Sembilan sektor saham berakhir di zona merah, dipimpin oleh sektor infrastruktur, utilitas, dan transportasi yang anjlok hingga 2,66%. Satu-satunya sektor yang berhasil menguat adalah agrikultur 0,22%.

Transaksi berlangsung moderat senilai Rp 8,46 triliun dengan volume transaksi sebanyak 12,4 miliar. Frekuensi perdagangan 368.990 kali. Sebanyak 119 saham mencatatkan kenaikan harga, 240 saham melemah, sementara 213 lainnya tidak mencatatkan perubahan harga.

Pelemahan IHSG terjadi ditengah mayoritas bursa saham regional yang ditutup naik: indeks Nikkei menguat 0,12%, indeks Shanghai menguat 0,01%, indeks Hang Seng menguat 0,34%, indeks Kospi menguat 0,25%, dan indeks SET (Thailand) menguat 0,16%.

Namun, penguatan bursa saham regional dibayangi oleh kembali munculnya potensi perang dagang, pasca Trump dikabarkan akan mengenakan bea masuk baru yang menyasar US$ 60 milia dari barang-barang impor dari China.

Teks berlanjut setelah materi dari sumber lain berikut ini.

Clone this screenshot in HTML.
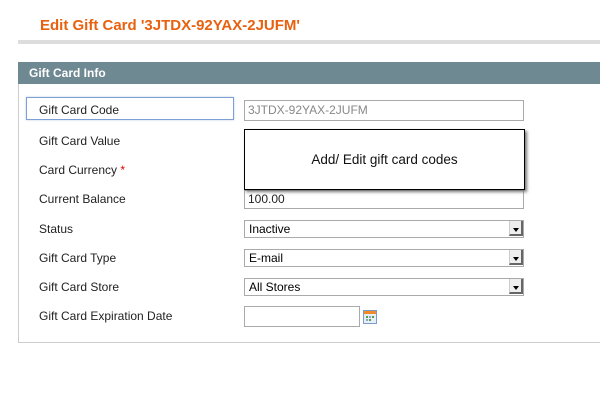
<!DOCTYPE html>
<html><head><style>
body{margin:0;width:600px;height:400px;background:#fff;font-family:"Liberation Sans",Arial,sans-serif;position:relative;overflow:hidden}
.a{position:absolute}
.lbl{position:absolute;left:39px;font-size:12px;color:#222;line-height:14px}
.inp{position:absolute;left:244px;width:278px;height:19px;border:1px solid #aaa;box-sizing:border-box;font-size:12px;line-height:17px;padding-left:3px;background:#fff}
.sel{position:absolute;left:244px;width:280px;height:18px;border:1px solid #aaa;box-sizing:border-box;font-size:12px;line-height:16px;padding-left:4px;background:#fff}
.sel:after{content:"";position:absolute;right:0;top:0;width:14px;height:15px;background:#eee;border-left:1px solid #ccc;border-right:2px solid #666;border-bottom:2px solid #666;box-sizing:border-box}
.sel i{position:absolute;right:4px;top:7px;width:0;height:0;border-left:3px solid transparent;border-right:3px solid transparent;border-top:4px solid #000;z-index:2}
</style></head><body>
<div class="a" style="left:40px;top:17px;font-size:15px;font-weight:bold;color:#e8610f">Edit Gift Card '3JTDX-92YAX-2JUFM'</div>
<div class="a" style="left:18px;top:40px;width:582px;height:4px;background:#ddd"></div>
<div class="a" style="left:18px;top:62px;width:582px;height:280px;border-left:1px solid #ccc;border-bottom:1px solid #ccc"></div>
<div class="a" style="left:18px;top:62px;width:582px;height:22px;background:#6f8992;color:#fff;font-weight:bold;font-size:12px;line-height:22px;padding-left:11px;box-sizing:border-box">Gift Card Info</div>
<div class="a" style="left:26px;top:97px;width:208px;height:23px;border:1px solid #7d9fd6;box-sizing:border-box;box-shadow:0 0 2px #bcd"></div>
<div class="lbl" style="top:103px">Gift Card Code</div>
<div class="lbl" style="top:134px">Gift Card Value</div>
<div class="lbl" style="top:163px">Card Currency <span style="color:#d00">*</span></div>
<div class="lbl" style="top:192px">Current Balance</div>
<div class="lbl" style="top:222px">Status</div>
<div class="lbl" style="top:251px">Gift Card Type</div>
<div class="lbl" style="top:280px">Gift Card Store</div>
<div class="lbl" style="top:309px">Gift Card Expiration Date</div>
<div class="inp" style="top:100px;height:21px;line-height:19px;color:#888;width:280px">3JTDX-92YAX-2JUFM</div>
<div class="inp" style="top:190px;width:280px;color:#222">100.00</div>
<div class="a" style="left:244px;top:129px;width:281px;height:61px;border:1px solid #000;box-sizing:border-box;background:#fff;box-shadow:2px 2px 3px #777;font-size:13.5px;line-height:59px;text-align:center;color:#111">Add/ Edit gift card codes</div>
<div class="sel" style="top:220px">Inactive<i></i></div>
<div class="sel" style="top:249px">E-mail<i></i></div>
<div class="sel" style="top:278px">All Stores<i></i></div>
<div class="inp" style="top:306px;width:116px;height:21px"></div>
<svg class="a" style="left:363px;top:310px" width="14" height="14" viewBox="0 0 14 14"><rect x="0.5" y="0.5" width="13" height="13" fill="#e6eef7" stroke="#7a9cc6"/><rect x="1" y="1" width="12" height="3" fill="#f08a2a"/><rect x="3" y="6" width="2" height="2" fill="#5a9a4a"/><rect x="6" y="6" width="2" height="2" fill="#8ab"/><rect x="9" y="6" width="2" height="2" fill="#5a9a4a"/><rect x="3" y="9" width="2" height="2" fill="#8ab"/><rect x="6" y="9" width="2" height="2" fill="#5a9a4a"/></svg>
</body></html>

Barang-barang yang akan dikenakan bea masuk tersebut adalah yang terkait dengan sektor teknologi dan telekomunikasi, walaupun tidak terbatas pada dua sektor itu saja. Mengutip Reuters, seorang sumber mengungkapkan bahwa kebijakan ini dapat diumumkan dalam jangka waktu dekat.

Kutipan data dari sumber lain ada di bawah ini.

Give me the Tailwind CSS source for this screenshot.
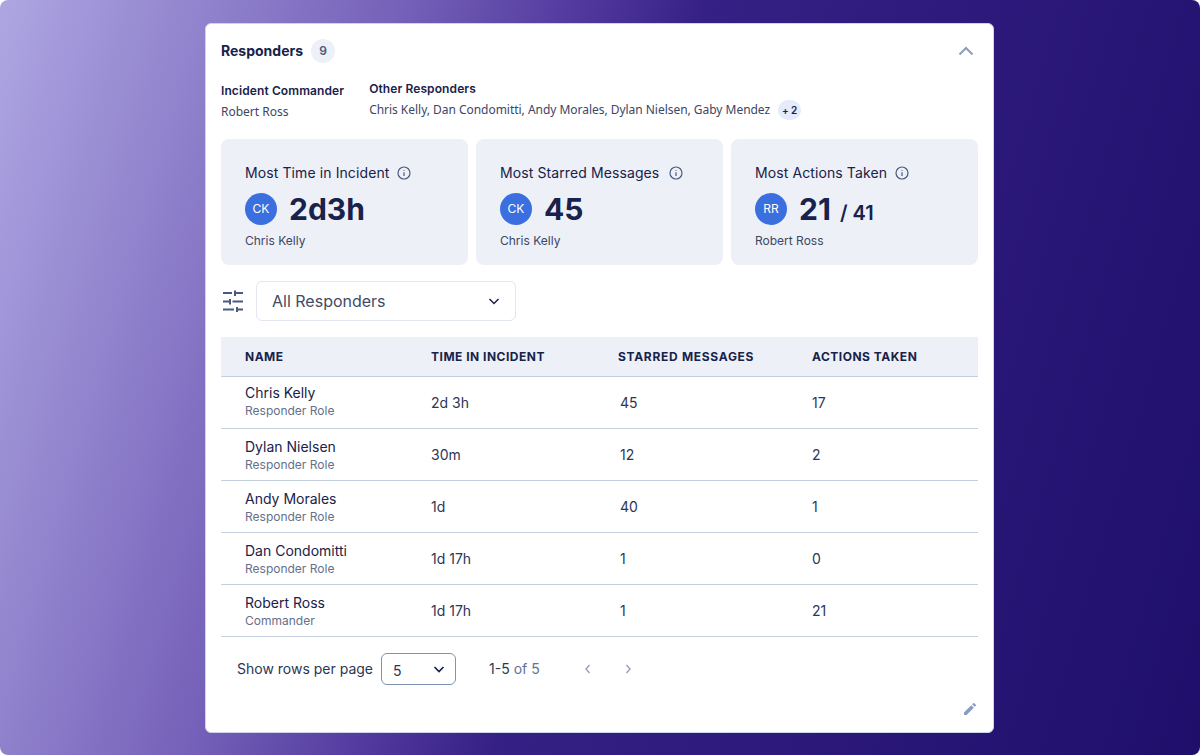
<!DOCTYPE html>
<html lang="en">
<head>
  <meta charset="UTF-8" />
  <title>Responders</title>
  <script src="https://cdn.jsdelivr.net/npm/@tailwindcss/browser@4"></script>
</head>
<body class="h-[755px] overflow-hidden bg-white font-['Inter',sans-serif] text-[#18224a]">
  <div class="h-[755px] rounded-lg bg-[linear-gradient(106deg,#aea6e2_0%,#7460b8_29%,#4b3399_43%,#352085_50%,#1f0f6b_100%)] pt-[23px]">
    <div class="ml-[205px] h-[710px] w-[789px] rounded-md border border-[#cdd5e8] bg-white px-[15px]">

      <!-- header -->
      <div class="flex h-[54px] items-center justify-between">
        <div class="flex items-center gap-2">
          <h2 class="text-sm font-bold leading-5">Responders</h2>
          <span class="flex h-6 w-6 items-center justify-center rounded-full bg-[#edf0f6] text-xs font-semibold text-[#4a5a80]">9</span>
        </div>
        <svg class="mr-1 h-4 w-4 text-[#8f9cba]" viewBox="0 0 16 16" fill="none" stroke="currentColor" stroke-width="2"><path d="M1.500 11.500 8 5l6.500 6.500"/></svg>
      </div>

      <div class="flex h-[61px] gap-[25px]">
        <div class="pt-[3px]">
          <div class="text-xs font-semibold leading-5 tracking-[0.1px]">Incident Commander</div>
          <div class="mt-px font-['Noto_Sans',sans-serif] text-xs leading-5 text-[#3c4766]">Robert Ross</div>
        </div>
        <div class="pt-px">
          <div class="text-xs font-semibold leading-5 tracking-[0.1px]">Other Responders</div>
          <div class="mt-[1px] flex items-center gap-2 font-['Noto_Sans',sans-serif] text-xs leading-5 tracking-[-0.03px] text-[#3c4766]">
            Chris Kelly, Dan Condomitti, Andy Morales, Dylan Nielsen, Gaby Mendez
            <span class="flex h-5 w-[23px] items-center justify-center rounded-full bg-[#e4ebfb] font-['Inter',sans-serif] text-[10px] font-semibold text-[#18224a]">+ 2</span>
          </div>
        </div>
      </div>

      <!-- stat cards -->
      <div class="grid grid-cols-3 gap-2">
        <div class="h-[126px] rounded-lg bg-[#edf0f6] px-6 pt-6">
          <div class="flex items-center gap-2 text-sm leading-5 tracking-[0.1px]">Most Time in Incident
            <svg class="h-[14px] w-[14px] text-[#4a5a80]" viewBox="0 0 14 14" fill="none" stroke="currentColor" stroke-width="1.200"><circle cx="7" cy="7" r="6"/><path d="M7 6.300V10M7 4v.800"/></svg>
          </div>
          <div class="mt-[10px] flex h-8 items-center gap-3">
            <span class="flex h-8 w-8 items-center justify-center rounded-full bg-[#3b6fe0] text-xs text-white">CK</span>
            <span class="text-[30px] font-bold leading-8">2d3h</span>
          </div>
          <div class="mt-[6px] text-xs leading-5 text-[#3c4766]">Chris Kelly</div>
        </div>
        <div class="h-[126px] rounded-lg bg-[#edf0f6] px-6 pt-6">
          <div class="flex items-center gap-2 text-sm leading-5 tracking-[0.1px]">Most Starred Messages
            <svg class="ml-0.5 h-[14px] w-[14px] text-[#4a5a80]" viewBox="0 0 14 14" fill="none" stroke="currentColor" stroke-width="1.200"><circle cx="7" cy="7" r="6"/><path d="M7 6.300V10M7 4v.800"/></svg>
          </div>
          <div class="mt-[10px] flex h-8 items-center gap-3">
            <span class="flex h-8 w-8 items-center justify-center rounded-full bg-[#3b6fe0] text-xs text-white">CK</span>
            <span class="text-[30px] font-bold leading-8">45</span>
          </div>
          <div class="mt-[6px] text-xs leading-5 text-[#3c4766]">Chris Kelly</div>
        </div>
        <div class="h-[126px] rounded-lg bg-[#edf0f6] px-6 pt-6">
          <div class="flex items-center gap-2 text-sm leading-5 tracking-[0.1px]">Most Actions Taken
            <svg class="h-[14px] w-[14px] text-[#4a5a80]" viewBox="0 0 14 14" fill="none" stroke="currentColor" stroke-width="1.200"><circle cx="7" cy="7" r="6"/><path d="M7 6.300V10M7 4v.800"/></svg>
          </div>
          <div class="mt-[10px] flex h-8 items-center gap-3">
            <span class="flex h-8 w-8 items-center justify-center rounded-full bg-[#3b6fe0] text-xs text-white">RR</span>
            <span class="text-[30px] font-bold leading-8">21 <span class="ml-0.5 text-xl font-semibold leading-none">/ 41</span></span>
          </div>
          <div class="mt-[6px] text-xs leading-5 text-[#3c4766]">Robert Ross</div>
        </div>
      </div>

      <!-- filter -->
      <div class="mt-4 flex items-center gap-3">
        <svg class="ml-px h-[22px] w-[22px] text-[#4a5a80]" viewBox="0 0 22 22" fill="none" stroke="currentColor" stroke-width="2"><path d="M1 3h9M13 3h8M13 .500v5.500M1 11.500h7M8 9v5.500M10.500 11.500H21M1 19.500h11M15 19.500h6M15 17v5"/></svg>
        <div class="flex h-10 w-[260px] items-center justify-between rounded-md border border-[#e2e6ef] px-[15px] text-base text-[#414b66]">
          All Responders
          <svg class="h-3 w-3 text-[#18224a]" viewBox="0 0 12 12" fill="none" stroke="currentColor" stroke-width="1.500"><path d="M1.500 4 6 8.500 10.500 4"/></svg>
        </div>
      </div>

      <!-- table -->
      <div class="mt-4">
        <div class="grid h-10 grid-cols-[210px_187px_194px_1fr] items-center border-b border-[#c5d0df] bg-[#edf0f6] text-xs font-bold tracking-[0.5px]">
          <div class="pl-6">NAME</div><div>TIME IN INCIDENT</div><div class="tracking-[0.7px]">STARRED MESSAGES</div><div>ACTIONS TAKEN</div>
        </div>
        <div class="grid h-[52px] grid-cols-[210px_187px_194px_1fr] items-center border-b border-[#c5d0df] text-sm text-[#2c3654]">
          <div class="h-full pl-6 pt-[7px]"><div class="leading-[18px] text-[#18224a]">Chris Kelly</div><div class="mt-px text-xs leading-4 text-[#66708a]">Responder Role</div></div>
          <div class="pt-px">2d 3h</div><div class="pl-0.5 pt-px">45</div><div class="pt-px">17</div>
        </div>
        <div class="grid h-[52px] grid-cols-[210px_187px_194px_1fr] items-center border-b border-[#c5d0df] text-sm text-[#2c3654]">
          <div class="h-full pl-6 pt-[9px]"><div class="leading-[18px] text-[#18224a]">Dylan Nielsen</div><div class="mt-px text-xs leading-4 text-[#66708a]">Responder Role</div></div>
          <div>30m</div><div class="pl-0.5">12</div><div>2</div>
        </div>
        <div class="grid h-[52px] grid-cols-[210px_187px_194px_1fr] items-center border-b border-[#c5d0df] text-sm text-[#2c3654]">
          <div class="h-full pl-6 pt-[9px]"><div class="leading-[18px] text-[#18224a]">Andy Morales</div><div class="mt-px text-xs leading-4 text-[#66708a]">Responder Role</div></div>
          <div>1d</div><div class="pl-0.5">40</div><div>1</div>
        </div>
        <div class="grid h-[52px] grid-cols-[210px_187px_194px_1fr] items-center border-b border-[#c5d0df] text-sm text-[#2c3654]">
          <div class="h-full pl-6 pt-[9px]"><div class="leading-[18px] text-[#18224a]">Dan Condomitti</div><div class="mt-px text-xs leading-4 text-[#66708a]">Responder Role</div></div>
          <div>1d 17h</div><div class="pl-0.5">1</div><div>0</div>
        </div>
        <div class="grid h-[52px] grid-cols-[210px_187px_194px_1fr] items-center border-b border-[#c5d0df] text-sm text-[#2c3654]">
          <div class="h-full pl-6 pt-[9px]"><div class="leading-[18px] text-[#18224a]">Robert Ross</div><div class="mt-px text-xs leading-4 text-[#66708a]">Commander</div></div>
          <div>1d 17h</div><div class="pl-0.5">1</div><div>21</div>
        </div>
      </div>

      <!-- pagination -->
      <div class="mt-4 flex h-8 items-center pl-4 text-sm text-[#2c3654]">
        <span>Show rows per page</span>
        <div class="ml-2 flex h-8 w-[75px] items-center justify-between rounded-md border border-[#7f93b5] pl-[11px] pr-[10px]">
          <span class="pt-[3px]">5</span>
          <svg class="h-3 w-3 text-[#18224a]" viewBox="0 0 12 12" fill="none" stroke="currentColor" stroke-width="1.700"><path d="M1.500 4 6 8.500 10.500 4"/></svg>
        </div>
        <span class="ml-[33px]">1-5 <span class="text-[#5f7199]">of 5</span></span>
        <svg class="ml-[42px] h-3 w-3 text-[#8f9cba]" viewBox="0 0 12 12" fill="none" stroke="currentColor" stroke-width="1.300"><path d="M7.500 2 4 6l3.500 4"/></svg>
        <svg class="ml-7 h-3 w-3 text-[#8f9cba]" viewBox="0 0 12 12" fill="none" stroke="currentColor" stroke-width="1.300"><path d="M4.500 2 8 6l-3.500 4"/></svg>
      </div>

      <div class="mt-[18px] flex justify-end pr-[2px]">
        <svg class="h-3 w-3 text-[#8b9bbd]" viewBox="0 0 14 14" fill="currentColor"><path d="M0 14v-3L8.500 2.500l3 3L3 14zM9.500 1.500 10.800.200a.8.800 0 0 1 1.100 0l1.900 1.900a.8.800 0 0 1 0 1.100L12.500 4.500z"/></svg>
      </div>
    </div>
  </div>
</body>
</html>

Langkah ini diambil guna 'menghukum' pemerintahan China atas pencuriaan kekayaan intelektual yang dimiliki oleh korporasi asal AS. Tak sampai di situ, pemerintahan Trump juga dikabarkan berniat membatasi investasi oleh perusahaan-perusahaan asal China di AS.

Dipilihnya Larry Kudlow sebagai penasihat ekonomi yang baru bagi Donald Trump lantas membuka pintu bagi kebijakan tersebut untuk benar-benar diambil. Pasalnya, dalam perbincangan dengan CNBC, Kudlow yang sempat menjadi anchor di sana mengatakan bahwa China akan mendapat perlakuan yang keras dari AS dalam hal perdagangan internasional. Dari dalam negeri, pelaku pasar nampak kecewa pasca ekspor dan impor tumbuh di bawah ekspektasi. Sepanjang bulan lalu, ekspor Indonesia tumbuh 11,76% YoY menjadi US$ 14,10 miliar, di bawah konsensus CNBC Indonesia yang memproyeksikan ekspor akan tumbuh sebesar 12,35% YoY. Sementara itu, impor tumbuh sebesar 25,18% YoY menjadi US$ 14,21 miliar, juga di bawah konsensus yang sebesar 25,19% YoY. Indonesia lantas mencatatkan defisit neraca perdagangan sebesar US$ 111,8 juta, di mana ini merupakan defisit ketiga secara berturut-turut.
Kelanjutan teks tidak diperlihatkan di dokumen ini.